A division of Shires Limited. Registered in England No. 485334

TERMS AND CONDITIONS

1 EXISTANCE OF CONTRACT
(a) In these conditions ‘the Company‘ means Shires Limited and ‘the Customer’ means the individual, firm, company or other party with whom the Company contracts. ‘Supply’ includes (but is not limited to) any supply under a contract of sale. ‘International Supply contract’ means such a contract is described in section 26(3) of the Unfair Contract Terms Act 1977.

(b) No order in pursuance of any quotation or otherwise shall be binding on the Company unless and until such order is accepted by the Company. Any contract made between the Company and the Customer (herein called ‘the Contract’) shall be subject to these conditions and save as aftermentioned no representative or agent of the Company has authority to agree any terms or make any representations inconsistent with them or to enter into any contract except on the basis of them; any such term representation or contract varying these conditions will bind the Company only if in writing and signed by a Director or the authorised representative of the Company. Note – this will not apply to a ‘firm’ lender by the Company which would probably be ‘the offer’.

(c) Unless otherwise agreed in writing by the Company signed as above these conditions shall override any terms and condition stipulated or referred to by the Customer in his order of pre-contract negotiations.

(d) Any description contained in the Company’s catalogues, samples, price lists estimates or other advertising material is intended merely to present a general picture of the company’s products and shall not form a representation or be part of the Contract.

(e) All goods are subject to the variations in dimensions and colour unavoidable in the manufacture of ceramic material. Samples are submitted whenever possible form current bulk production but it is hereby declared that such samples are exhibited and inspected solely to enable the Customer to judge for himself the quality of the bulk and not so as to constitute a sale by sample under the Contract. All goods shall be checked and matched by the Customer before incorporation into any equipment or construction as provided by Clause 2(d) hereof.

(f) In the event that the Company has not given a written acknowledgement of the Customer’s order these conditions, provided the Customer shall have had prior notice of them, shall nonetheless apply to the Contract.

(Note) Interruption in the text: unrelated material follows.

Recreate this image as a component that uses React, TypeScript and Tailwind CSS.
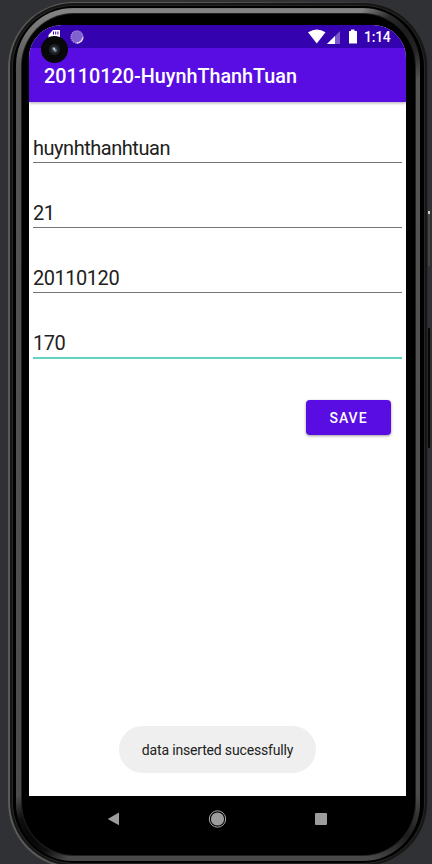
import React from "react";

const font = "font-['Roboto',sans-serif]";

function StatusBar() {
  return (
    <div className="relative flex h-[23px] shrink-0 items-center bg-[#3502b0] text-white">
      <svg className="mb-[2px] ml-[19px] h-[14px] w-[14px]" viewBox="0 0 14 14">
        <path d="M5 1H11.5Q12 1 12 1.5V12H0.5V6Z" fill="#fff" />
        <path d="M5.5 2.5v3M7.7 2.5v3M9.9 2.5v3" stroke="#3502b0" strokeWidth="1" />
      </svg>
      <svg className="ml-[8px] h-[14px] w-[14px]" viewBox="0 0 14 14">
        <circle cx="7" cy="7" r="6" fill="#8061ce" />
        <circle cx="7" cy="7" r="6" fill="none" stroke="#ab96df" strokeWidth="1.3" strokeDasharray="1.2 .8" />
        <path d="M12.8 7.5A6 6 0 0 1 6.5 13" fill="none" stroke="#ddd3f4" strokeWidth="1.5" />
      </svg>
      <svg className="ml-[224px] h-[15px] w-[18px]" viewBox="0 0 18 15">
        <path d="M0 3.3Q9-2.2 17.5 3.3L8.8 14.5Z" fill="#fff" />
      </svg>
      <svg className="ml-[1px] h-[14px] w-[14px]" viewBox="0 0 14 14">
        <path d="M13 1V14H0Z" fill="#7a59cb" />
        <path d="M8 6V14H0Z" fill="#fff" />
      </svg>
      <svg className="ml-[7px] h-[15px] w-[10px]" viewBox="0 0 10 15">
        <path d="M3 0.5H6.5V2H8.5Q9 2 9 2.5V14Q9 14.5 8.5 14.5H1.5Q1 14.5 1 14V2.5Q1 2 1.5 2H3Z" fill="#fff" />
      </svg>
      <span className="ml-[6px] mt-[1px] text-[14px] font-medium leading-4 tracking-[-0.25px]">1:14</span>
      <div className="absolute left-[12px] top-[11px] z-10 flex h-[27px] w-[27px] items-center justify-center rounded-full bg-[#080808]">
        <div className="flex h-[11px] w-[11px] items-center justify-center rounded-full bg-[#1d2024]">
          <svg className="h-[7px] w-[7px]" viewBox="0 0 7 7">
            <circle cx="3.5" cy="3.5" r="3" fill="#34414d" />
            <path d="M1 2l2-1 3 4-2 1z" fill="#7f91a5" />
            <circle cx="3.2" cy="3" r="1" fill="#c3ceda" />
          </svg>
        </div>
      </div>
    </div>
  );
}

function Field({ value, focused = false }: { value: string; focused?: boolean }) {
  return (
    <div className="h-[65px] px-1">
      <div className="h-[36px] pt-[10px] text-[20px] leading-[24px] tracking-[-0.47px] text-[#212121]">{value}</div>
      <div className={focused ? "h-[2px] bg-[#62d4c4]" : "h-px bg-[#757575]"} />
    </div>
  );
}

function NavigationBar() {
  return (
    <div className="flex h-[46px] shrink-0 items-center">
      <svg className="ml-[78px] h-[14px] w-[13px]" viewBox="0 0 13 14">
        <path d="M12 0.5V13.2L0.7 7Z" fill="#9c9c9c" />
      </svg>
      <svg className="ml-[88px] h-[19px] w-[19px]" viewBox="0 0 19 19">
        <circle cx="9.5" cy="9" r="8.2" fill="none" stroke="#aaa" />
        <circle cx="9.5" cy="9" r="6.6" fill="#9c9c9c" />
      </svg>
      <div className="ml-[88px] h-[12px] w-[12px] rounded-[1px] bg-[#9c9c9c]" />
    </div>
  );
}

function Screen() {
  return (
    <div className={`flex w-[377px] flex-col ${font}`}>
      <div className="flex h-[771px] flex-col overflow-hidden rounded-t-[33px] bg-white">
        <StatusBar />
        <header className="flex h-[54px] shrink-0 items-center bg-[#5a0de2] pl-[15px] pt-[3px] text-[19.8px] font-medium text-white shadow-[0_1px_3px_rgba(0,0,0,0.35)]">
          20110120-HuynhThanhTuan
        </header>
        <main className="flex grow flex-col pt-[24px]">
          <Field value="huynhthanhtuan" />
          <Field value="21" />
          <Field value="20110120" />
          <Field value="170" focused />
          <button className="ml-auto mr-[15px] mt-[14px] h-[35px] w-[85px] shrink-0 rounded-[4px] bg-[#5a0de2] pt-px text-[14px] font-medium tracking-[1px] text-white shadow-[0_1px_3px_rgba(0,0,0,0.4)]">
            SAVE
          </button>
          <div className="mx-auto mb-[23px] mt-auto flex h-[47px] w-[197px] shrink-0 items-center justify-center rounded-[23.5px] bg-[#efefef] pt-[2px] text-[14px] tracking-[-0.17px] text-[#212121]">
            data inserted sucessfully
          </div>
        </main>
      </div>
      <NavigationBar />
    </div>
  );
}

export default function App() {
  return (
    <div className="relative h-[864px] w-[432px] overflow-hidden bg-[#303134] pl-[8px] pt-[2px]">
      <div className="absolute left-[428px] top-[211px] h-[55px] w-[2px] bg-[#454545]">
        <div className="h-[3px] bg-[#cfcfcf]" />
      </div>
      <div className="absolute left-[428px] top-[328px] h-[120px] w-[2px] rounded-sm bg-[#050505]" />
      <div className="h-[866px] w-[420px] rounded-[66px] bg-[linear-gradient(90deg,#5b5a58_0%,#5b5a58_40%,#2a2a2a_100%)] pb-[2px] pl-[2px] pr-px pt-px">
        <div className="h-full rounded-[64px] bg-[#161616] p-[2px]">
          <div className="h-full rounded-[62px] bg-[#262626] p-px">
            <div className="h-full rounded-[61px] bg-black pb-[2px] pl-[3px] pr-[4px] pt-[2px]">
              <div className="h-full rounded-[57px] bg-[radial-gradient(circle_at_96%_3%,#1c1c1c_0,#1c1c1cdd_22px,transparent_48px),radial-gradient(circle_at_4%_97%,#060606_0,#060606dd_20px,transparent_42px),radial-gradient(circle_at_97%_97%,#1c1c1c_0,#1c1c1c88_20px,transparent_42px),linear-gradient(180deg,#777_0%,#858585_2px,#555_7%,#4c4c4c_90%,#484848_100%)] p-[5px] pr-[4px]">
                <div className="h-full rounded-[53px] bg-[#202020] p-px">
                  <div className="h-full rounded-[52px] bg-black pl-[7px] pt-[11px]">
                    <Screen />
                  </div>
                </div>
              </div>
            </div>
          </div>
        </div>
      </div>
    </div>
  );
}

(g) The Company reserve the right to correct any clerical or typographical errors made by its employees at any time.

2 CUSTOMER RESPONSIBILITIES
(a) Where goods are made to the Customer’s specification, instructions or design, the customer undertakes full responsibility for the suitability and accuracy of the specification, instructions or design and undertakes to indemnify the Company against any infringement of any patent, registered design, trade mark, trade name or copyright and any loss, damage or expense which or may incur by reason of such infringement in any country and the Customer undertakes further to indemnify the company for any loss, damage or expense in respect of any liability arising under the provisions of the Consumer Protection Act 1987 in relation to the specification or design of such goods.

(b) The Customer warrants that it will pass on to all third parties to whom it may supply the use and safe handling of the goods all information as to the use and safe handling of the goods as may have been passed on to the Customer by the Company.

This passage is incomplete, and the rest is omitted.